William, after his fashion, treated the matter very lightly. "Iam confident," he said, "that this is a villany; and I will have nobody disturbed on such grounds." After this rebuff, Young remained some time quiet. But when William was on the Continent, and when the nation was agitated by the apprehension of a French invasion and of a Jacobite insurrection, a false accuser might hope to obtain a favourable audience. The mere oath of a man who was well known to the turnkeys of twenty gaols was not likely to injure any body. But Young was master of a weapon which is, of all weapons, the most formidable to innocence. He had lived during some years by counterfeiting hands, and had at length attained such consummate skill in that bad art that even experienced clerks who were conversant with manuscript could scarcely, after the most minute comparison, discover any difference between his imitations and the originals. He had succeeded in making a collection of papers written by men of note who were suspected of disaffection. Some autographs he had stolen; and some he had obtained by writing in feigned names to ask after the characters of servants or curates. He now drew up a paper purporting to be an Association for the Restoration of the banished King. This document set forth that the subscribers bound themselves in the presence of God to take arms for His Majesty, and to seize on the Prince of Orange, dead or alive. To the Association Young appended the names of Marlborough, of Cornbury, of Salisbury, of Sancroft, and of Sprat, Bishop of Rochester and Dean of Westminster.

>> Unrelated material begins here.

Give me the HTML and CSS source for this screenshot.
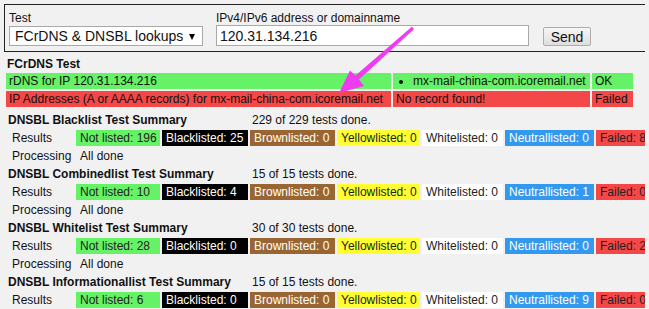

The next thing to be done was to put the paper into some hiding place in the house of one of the persons whose signatures had been counterfeited. As Young could not quit Newgate, he was forced to employ a subordinate agent for this purpose. He selected a wretch named Blackhead, who had formerly been convicted of perjury and sentenced to have his ears clipped. The selection was not happy; for Blackhead had none of the qualities which the trade of a false witness requires except wickedness.

There was nothing plausible about him. His voice was harsh.

Treachery was written in all the lines of his yellow face. He had no invention, no presence of mind, and could do little more than repeat by rote the lies taught him by others.